By Gary Stocks
North Beach Football Club has a strong connection to its rich past and an initiative which will be implemented on Saturday should ensure it continues for a long time into the future.
Greg “Jaffa” Pires, a member of the club’s 2002 A-Grade premiership team, has been the driving force behind a concept that will see the players from the successful team 10 years ago presenting a jumper to the current players.
Pires was playing at Palm Beach in Queensland when something similar happened and it proved to be a strong bonding tool between the past and present.
“I played at Palm Beach in 2009 when the 1999 premiership team had a reunion,” Pires said. “The past players each bought a jumper for the players of the day to wear with the names of the premiership team written on the front.
“I thought that was a great idea and saw first hand how it brought two teams from different generations together, so I worked on getting that happening at North Beach.
“Each of the past players, who will be there for the 2002 reunion, bought a jumper which will be presented to the current players just as they start to prepare for Saturday’s game against North Fremantle.
“It will help to create the link between the past and the present and this is a big game against North Fremantle so it might even created that little extra spark to get us over the line.”
Not only did Pires play in that 2002 A-Grade premiership, but he also coached the North Beach colts on that when they lost the grand final to University and several of those players, including Josh McGinnity, Tim Bowdell and Reece Cunningham remain involved at the club.
Saturday at Charles Riley Reserve is a big day for the club because it is also Gary Tait Day, an annual event that recognises one of the club’s great servants who was cut down in his prime.
Tait, who joined the Beach after a WAFL career with Claremont, was involved at a time far removed from the club of today.
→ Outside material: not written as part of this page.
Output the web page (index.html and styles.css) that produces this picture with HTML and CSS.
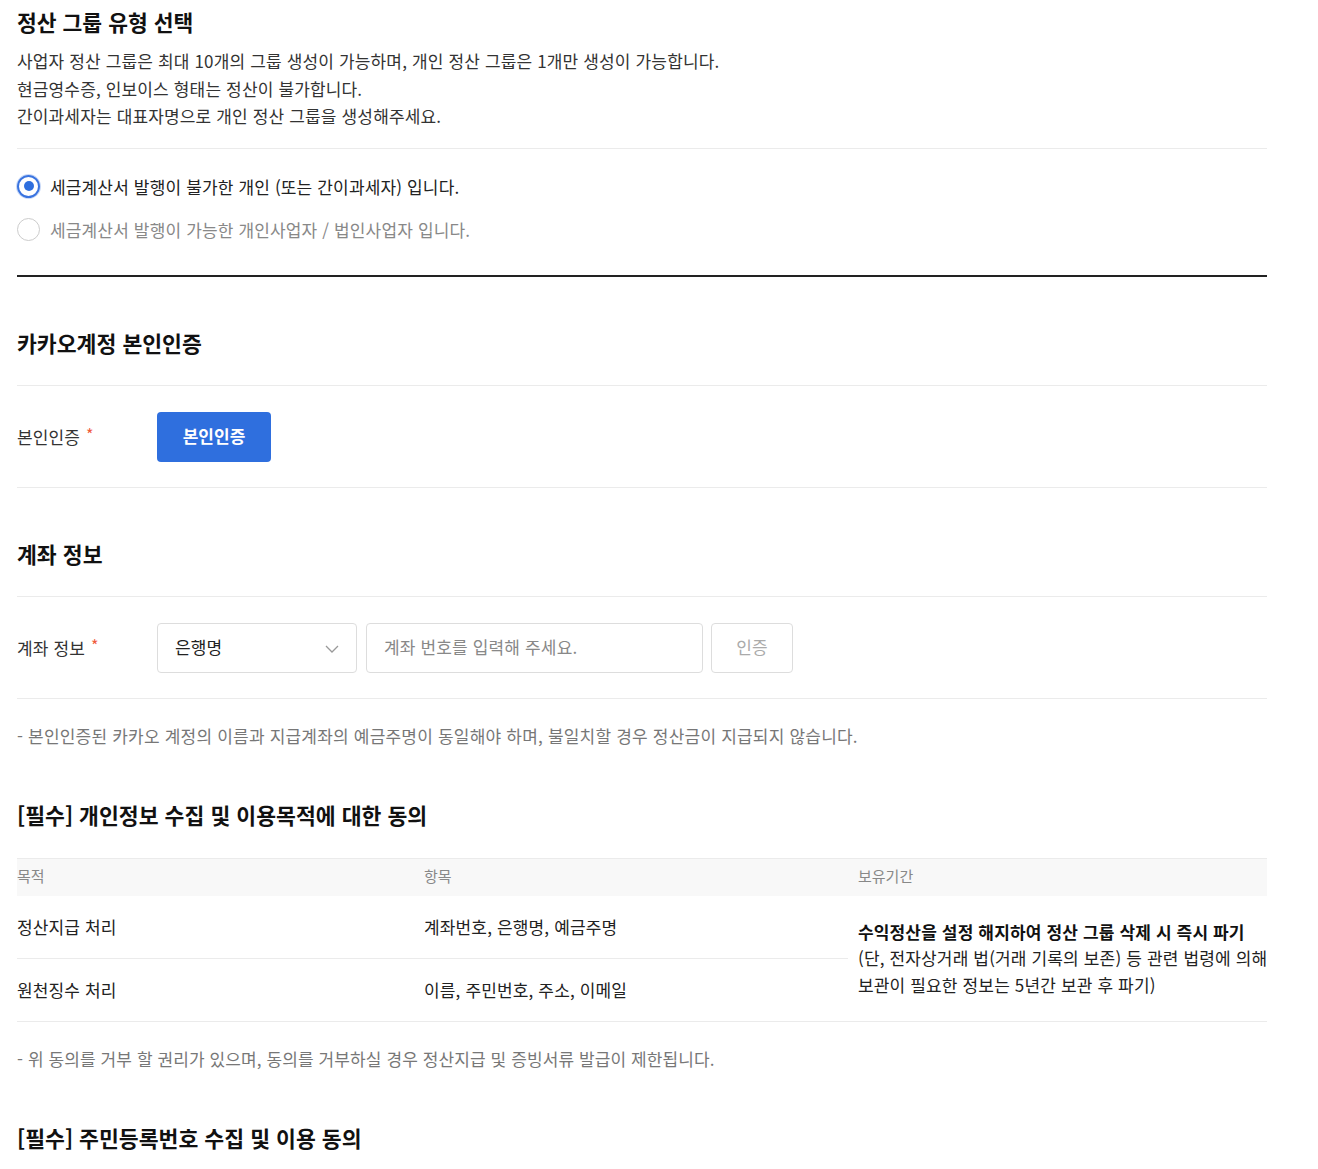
FILE: index.html
```html
<!DOCTYPE html>
<html lang="ko">
<head>
<meta charset="utf-8">
<title>정산 그룹</title>
<link rel="stylesheet" href="styles.css">
</head>
<body>
<div class="page">
  <section class="group-type">
    <h2 class="title">정산 그룹 유형 선택</h2>
    <p class="desc">사업자 정산 그룹은 최대 10개의 그룹 생성이 가능하며, 개인 정산 그룹은 1개만 생성이 가능합니다.<br>현금영수증, 인보이스 형태는 정산이 불가합니다.<br>간이과세자는 대표자명으로 개인 정산 그룹을 생성해주세요.</p>
    <div class="radios">
      <label class="radio checked"><span class="circle"></span><span>세금계산서 발행이 불가한 개인 (또는 간이과세자) 입니다.</span></label>
      <label class="radio"><span class="circle"></span><span>세금계산서 발행이 가능한 개인사업자 / 법인사업자 입니다.</span></label>
    </div>
  </section>

  <section class="block">
    <h3 class="block-title">카카오계정 본인인증</h3>
    <div class="row">
      <div class="label">본인인증 <span class="star">*</span></div>
      <button class="btn-primary">본인인증</button>
    </div>
  </section>

  <section class="block">
    <h3 class="block-title">계좌 정보</h3>
    <div class="row">
      <div class="label">계좌 정보 <span class="star">*</span></div>
      <div class="select"><span>은행명</span>
        <svg class="chev" width="14" height="8" viewBox="0 0 14 8"><path d="M1 1l6 6 6-6" fill="none" stroke="#999" stroke-width="1.3"/></svg>
      </div>
      <div class="input">계좌 번호를 입력해 주세요.</div>
      <button class="btn-line">인증</button>
    </div>
    <p class="note">- 본인인증된 카카오 계정의 이름과 지급계좌의 예금주명이 동일해야 하며, 불일치할 경우 정산금이 지급되지 않습니다.</p>
  </section>

  <section class="agree">
    <h3 class="agree-title">[필수] 개인정보 수집 및 이용목적에 대한 동의</h3>
    <table class="tbl">
      <thead>
        <tr><th class="c1">목적</th><th class="c2">항목</th><th class="c3">보유기간</th></tr>
      </thead>
      <tbody>
        <tr class="r1"><td class="c1">정산지급 처리</td><td class="c2">계좌번호, 은행명, 예금주명</td>
          <td class="c3" rowspan="2"><strong class="ln">수익정산을 설정 해지하여 정산 그룹 삭제 시 즉시 파기</strong><span class="ln">(단, 전자상거래 법(거래 기록의 보존) 등 관련 법령에 의해</span><span class="ln">보관이 필요한 정보는 5년간 보관 후 파기)</span></td></tr>
        <tr class="r2"><td class="c1">원천징수 처리</td><td class="c2">이름, 주민번호, 주소, 이메일</td></tr>
      </tbody>
    </table>
    <p class="note">- 위 동의를 거부 할 권리가 있으며, 동의를 거부하실 경우 정산지급 및 증빙서류 발급이 제한됩니다.</p>
  </section>

  <section class="agree">
    <h3 class="agree-title">[필수] 주민등록번호 수집 및 이용 동의</h3>
  </section>
</div>
</body>
</html>
```

FILE: styles.css
```css
* { box-sizing: border-box; }
html, body { margin: 0; padding: 0; background: #fff; }
body {
  font-family: "Noto Sans CJK KR", "Noto Sans", sans-serif;
  color: #222;
  font-size: 17px;
  letter-spacing: 0.15px;
}
.page { width: 1284px; padding: 0 17px; }
.page > section { width: 1250px; }

.title { margin: 0; padding-top: 7px; padding-bottom: 1px; font-size: 21.5px; line-height: 30px; font-weight: 700; color: #111; letter-spacing: 0; }
.desc { margin: 9px 0 0; font-size: 17px; line-height: 27.5px; color: #333; padding-bottom: 18px; border-bottom: 1px solid #ebebeb; }
.radios { padding: 16px 0 24px; border-bottom: 2px solid #222; }
.radio { display: flex; align-items: center; height: 43px; gap: 10px; font-size: 17px; color: #888; }
.radio.checked { color: #222; }
.circle { width: 23px; height: 23px; border-radius: 50%; border: 1px solid #ccc; position: relative; flex: none; }
.radio.checked .circle { border: 2px solid #3a74e0; box-shadow: 0 0 0 1px #c9d9f7; }
.radio.checked .circle::after { content: ""; position: absolute; left: 4.5px; top: 4.5px; width: 10px; height: 10px; border-radius: 50%; background: #2f6fde; }

.block-title { margin: 0; padding: 51px 0 27px; font-size: 21.6px; line-height: 30px; font-weight: 700; color: #111; letter-spacing: 0; border-bottom: 1px solid #ebebeb; }
.row { display: flex; align-items: center; padding: 26px 0 25px; border-bottom: 1px solid #ebebeb; }
.label { width: 140px; flex: none; font-size: 17px; color: #333; }
.star { color: #ef5a3c; font-size: 16px; position: relative; top: -3px; margin-left: 1px; }
.btn-primary { width: 114px; height: 50px; border: 0; border-radius: 4px; background: #2f6fde; color: #fff; font: 700 17px "Noto Sans CJK KR", sans-serif; padding: 0 0 2px; }
.select { width: 200px; height: 50px; border: 1px solid #ddd; border-radius: 4px; display: flex; align-items: center; justify-content: space-between; padding: 0 17px 2px 17px; color: #222; }
.chev { margin-top: 4px; }
.input { width: 337px; height: 50px; margin-left: 9px; border: 1px solid #ddd; border-radius: 4px; display: flex; align-items: center; padding: 0 17px 2px; color: #888; }
.btn-line { width: 82px; height: 50px; margin-left: 8px; border: 1px solid #ddd; border-radius: 4px; background: #fff; color: #aaa; font: 400 17px "Noto Sans CJK KR", sans-serif; padding: 0 0 2px; }
.note { margin: 25px 0 0; font-size: 17px; line-height: 24px; color: #777; letter-spacing: 0.2px; }
.agree .note { letter-spacing: 0.1px; }

.agree-title { margin: 0; padding-top: 52px; padding-bottom: 2px; font-size: 21.6px; line-height: 30px; font-weight: 700; color: #111; letter-spacing: 0; }
.tbl { margin-top: 26px; width: 1250px; border-collapse: collapse; table-layout: fixed; }
.tbl th { height: 38px; background: #f8f8f8; border-top: 1px solid #ebebeb; text-align: left; font-weight: 400; font-size: 15px; color: #888; padding: 0 0 3px; letter-spacing: 0; }
.tbl td { padding: 0; font-size: 17px; color: #222; vertical-align: middle; }
.tbl .c1 { width: 407px; }
.tbl .c2 { width: 424px; }
.tbl .c3 { width: 419px; padding-left: 10px; }
.tbl tr.r1 td { height: 62px; border-bottom: 1px solid #ebebeb; }
.tbl tr.r2 td { height: 63px; border-bottom: 1px solid #ebebeb; }
.tbl td.c3 { padding-top: 0; }
.ln { display: block; white-space: nowrap; line-height: 26.5px; }
strong.ln { font-weight: 700; color: #111; }
```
Struggling for on-field numbers and off-field support, the North Beach was teetering before Tait, in typical fashion, put his shoulder to the wheel and reinvigorated the ailing club.
Such was his drive and enthusiasm he turned things quickly and managed to play in three premierships himself.
Tragically, when holidaying in Hong Kong, Tait was king hit outside a hotel in 1997 and never regained consciousness after hitting his head on the ground. But his involvement with North Beach will never be forgotten and after the clash with North Fremantle the Gary Tait Medal will be presented to the North Beach player who best represents, through his on-field exploits, the passion, desire and skill of a revered club mate.
His famous No.15 jumper is framed and hangs on the southern wall of the clubrooms.